A divisional swim meet is also in town, beginning at 9:30 a.m. on Saturday at Pinewood Park. Reynolds said the meet will bring in additional crowds to Heritage Days and organizers have planned accordingly. There will be a teen dance with two bands at the Glacier Gateway Gymnasium on Fourth Avenue West from 7 to 10 p.m. While it’s open to any teenager, it is particularly convenient for the youths in town for the swim meet, Reynolds said.
A number of events will be held throughout the day on Saturday, but one of the biggest draws is the parade on Nucleus Avenue at noon. The kids’ parade will be integrated into the main parade. Throughout the day, arts and crafts and food vendors will be set up at the Glacier Discovery Center.

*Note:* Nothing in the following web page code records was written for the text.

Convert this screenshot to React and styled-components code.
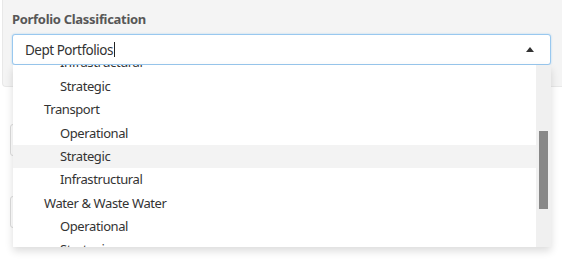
import React, {useLayoutEffect, useRef} from 'react'
import styled, {createGlobalStyle} from 'styled-components'

const groups = [
  {name: 'Health', items: ['Operational', 'Strategic', 'Infrastructural']},
  {name: 'Housing', items: ['Operational', 'Infrastructural', 'Strategic']},
  {name: 'Transport', items: ['Operational', 'Strategic', 'Infrastructural']},
  {name: 'Water & Waste Water', items: ['Operational', 'Strategic', 'Infrastructural']},
]

const App = () => {
  const listRef = useRef(null)

  useLayoutEffect(() => {
    if (listRef.current) listRef.current.scrollTop = 154
  }, [])

  return (
    <>
      <GlobalStyle />
      <Page>
        <Panel>
          <Label>Porfolio Classification</Label>
          <SelectWrap>
            <SelectBox>
              <Value>
                Dept Portfolios
                <TextCaret />
              </Value>
              <Arrow />
            </SelectBox>
            <Dropdown>
              <List ref={listRef}>
                {groups.map(group => (
                  <React.Fragment key={group.name}>
                    <Option>{group.name}</Option>
                    {group.items.map(item => (
                      <Option
                        key={item}
                        $child
                        $active={group.name === 'Transport' && item === 'Strategic'}
                      >
                        {item}
                      </Option>
                    ))}
                  </React.Fragment>
                ))}
              </List>
              <ScrollTrack>
                <ScrollThumb />
              </ScrollTrack>
            </Dropdown>
          </SelectWrap>
        </Panel>
        <Fields>
          <FieldInput />
          <FieldInput />
        </Fields>
      </Page>
    </>
  )
}
export default App

const GlobalStyle = createGlobalStyle`
  body {
    margin: 0;
    background: #ffffff;
    font-family: 'Noto Sans', 'Open Sans', sans-serif;
  }
`
const Page = styled.div`
  width: 562px;
  height: 263px;
  overflow: hidden;
`
const Panel = styled.div`
  margin-left: 2px;
  height: 87px;
  box-sizing: border-box;
  padding: 10px 0 0 9px;
  background: #f4f4f4;
  border-left: 1px solid #e8e8e8;
  border-bottom: 1px solid #e8e8e8;
  border-bottom-left-radius: 4px;
`
const Label = styled.div`
  font-size: 13px;
  font-weight: 700;
  letter-spacing: -0.3px;
  line-height: 18px;
  color: #575757;
  margin-bottom: 6px;
`
const SelectWrap = styled.div`
  position: relative;
  width: 539px;
`
const SelectBox = styled.div`
  display: flex;
  align-items: center;
  justify-content: space-between;
  height: 31px;
  box-sizing: border-box;
  padding: 0 16px 0 12px;
  background: #ffffff;
  border: 1px solid #99c8ef;
  border-radius: 3px;
  box-shadow: 0 0 2px rgba(82, 168, 236, 0.45);
`
const Value = styled.span`
  display: flex;
  align-items: center;
  font-size: 13.5px;
  letter-spacing: -0.5px;
  color: #333333;
`
const TextCaret = styled.span`
  width: 1px;
  height: 15px;
  margin-left: 1px;
  background: #222222;
`
const Arrow = styled.span`
  width: 0;
  height: 0;
  border-left: 4px solid transparent;
  border-right: 4px solid transparent;
  border-bottom: 5px solid #333333;
`
const Dropdown = styled.div`
  position: absolute;
  top: 100%;
  left: 1px;
  right: 0;
  height: 182px;
  display: flex;
  background: #ffffff;
  box-shadow: 0 4px 8px rgba(0, 0, 0, 0.14);
  z-index: 2;
`
const List = styled.div`
  flex: 1;
  overflow: hidden;
`
const ScrollTrack = styled.div`
  width: 15px;
  box-sizing: border-box;
  padding: 66px 3px 0;
  background: #f0f0f0;
`
const ScrollThumb = styled.div`
  height: 78px;
  background: #888888;
`
const Option = styled.div`
  height: 23.4px;
  line-height: 23.4px;
  font-size: 13px;
  letter-spacing: -0.4px;
  color: #333333;
  padding-left: ${props => (props.$child ? '47px' : '31px')};
  background: ${props => (props.$active ? '#f3f3f3' : 'transparent')};
  white-space: nowrap;
`
const Fields = styled.div`
  display: flex;
  flex-direction: column;
  gap: 40px;
  padding: 37px 0 0 10px;
`
const FieldInput = styled.div`
  width: 530px;
  height: 30px;
  border: 1px solid #dddddd;
  border-radius: 3px;
`
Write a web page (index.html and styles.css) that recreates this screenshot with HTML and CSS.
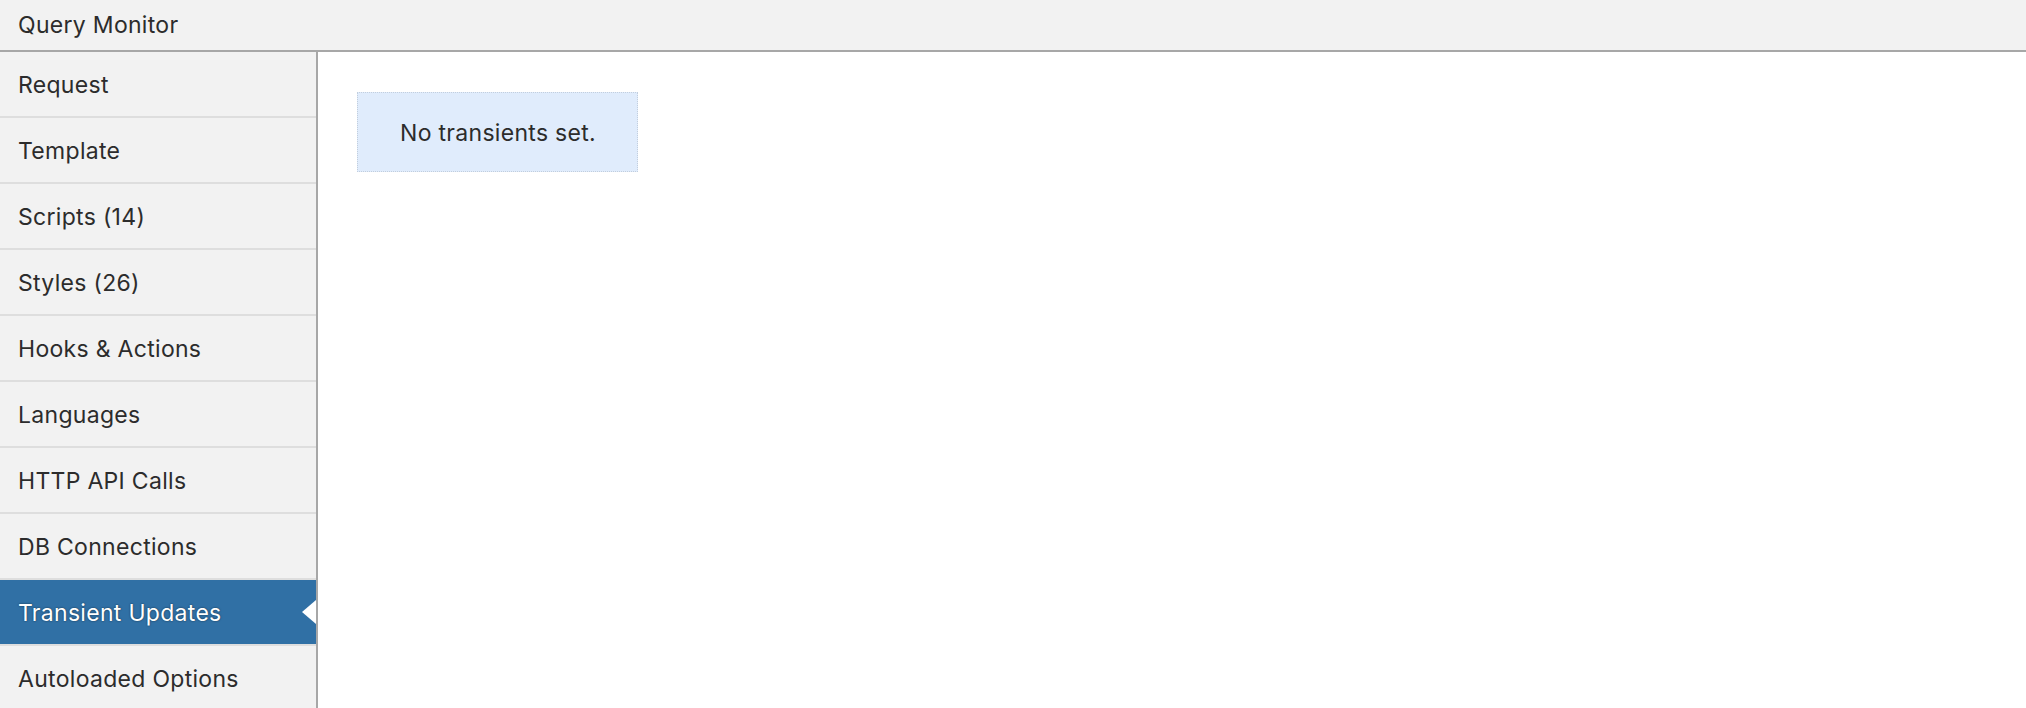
FILE: index.html
```html
<!DOCTYPE html>
<html lang="en">
<head>
  <meta charset="UTF-8" />
  <meta name="viewport" content="width=device-width, initial-scale=1.0"/>
  <title>Query Monitor</title>
  <link rel="stylesheet" href="styles.css">
</head>
<body>

  <div class="qm-title">Query Monitor</div>

  <div class="qm-main">
    <ul class="qm-nav">
      <li>Request</li>
      <li>Template</li>
      <li>Scripts (14)</li>
      <li>Styles (26)</li>
      <li>Hooks &amp; Actions</li>
      <li>Languages</li>
      <li>HTTP API Calls</li>
      <li>DB Connections</li>
      <li class="selected">Transient Updates</li>
      <li>Autoloaded Options</li>
    </ul>

    <div class="qm-panel">
      <div class="qm-notice">No transients set.</div>
    </div>
  </div>

</body>
</html>
```

FILE: styles.css
```css
body {
  margin: 0;
  font-family: Inter, 'Noto Sans', sans-serif;
  letter-spacing: 0.3px;
  color: #2c2c2c;
  background: white;
  overflow: hidden;
}
.qm-title {
  height: 49px;
  padding: 1px 0 0 18px;
  line-height: 49px;
  background: #f2f2f2;
  border-bottom: 2px solid #a7a7a7;
  font-size: 23px;
}
.qm-main {
  display: flex;
}
.qm-nav {
  list-style: none;
  margin: 0;
  padding: 0;
  width: 316px;
  flex-shrink: 0;
  background: #f2f2f2;
  border-right: 2px solid #a7a7a7;
}
.qm-nav li {
  position: relative;
  height: 63px;
  padding: 1px 0 0 18px;
  line-height: 64px;
  font-size: 23px;
  border-bottom: 2px solid #dedede;
}
.qm-nav li.selected {
  background: #3070a5;
  color: white;
  text-shadow: 0 0 2px rgba(0, 0, 0, 0.6);
}
.qm-nav li.selected::after {
  content: "";
  position: absolute;
  right: 0;
  top: 20px;
  border-top: 12px solid transparent;
  border-bottom: 12px solid transparent;
  border-right: 14px solid white;
}
.qm-panel {
  flex: 1;
  padding: 40px 39px;
}
.qm-notice {
  display: inline-block;
  padding: 1px 41px 0 42px;
  height: 77px;
  line-height: 78px;
  font-size: 23px;
  background: #e0ecfc;
  border: 1px dotted #c2cedd;
}
```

Then at 2 p.m., there is a “Wild Horse Drive” in which horses, guided by cowboys, run the streets from Columbia Heights to the Blue Moon where they are corralled. While the horses are running, the Montana Old Time Fiddlers Association will be playing at Marantette Park.
Reynolds said the wild horse drive “sure gives the out-of-town people a start when they start coming down the street.”
“It’s quite a spectacle if you haven’t seen it,” she added.
In the evening there will be a larch wood regatta on Flathead River and a performance by magician Dan Jimmerson at Marantette Park. The night winds down with a Columbia Falls Food Bank fundraiser and food drive concert at Marantette Park featuring the Canyon Creek Ramblers, who play a fusion of bluegrass, Americana and country-rock. Admission is a voluntary cash donation or a non-perishable food item. Also at 7 p.m. is a rodeo at Blue Moon.
Sunday, the event’s final day, begins with the 9 a.m. Wildcat Endowment Golf Tourney at Glacier View Golf Course. The divisional swim meet also continues at Pinewood Park. At 9:30 there’s a non-denominational community church service at Marantette Park.
There will be medieval demonstrations and miniature train rides throughout the weekend. There is no admission charge to Heritage Days but people can purchase buttons for $1 and be eligible for cash card prizes at local grocery stores and service stations.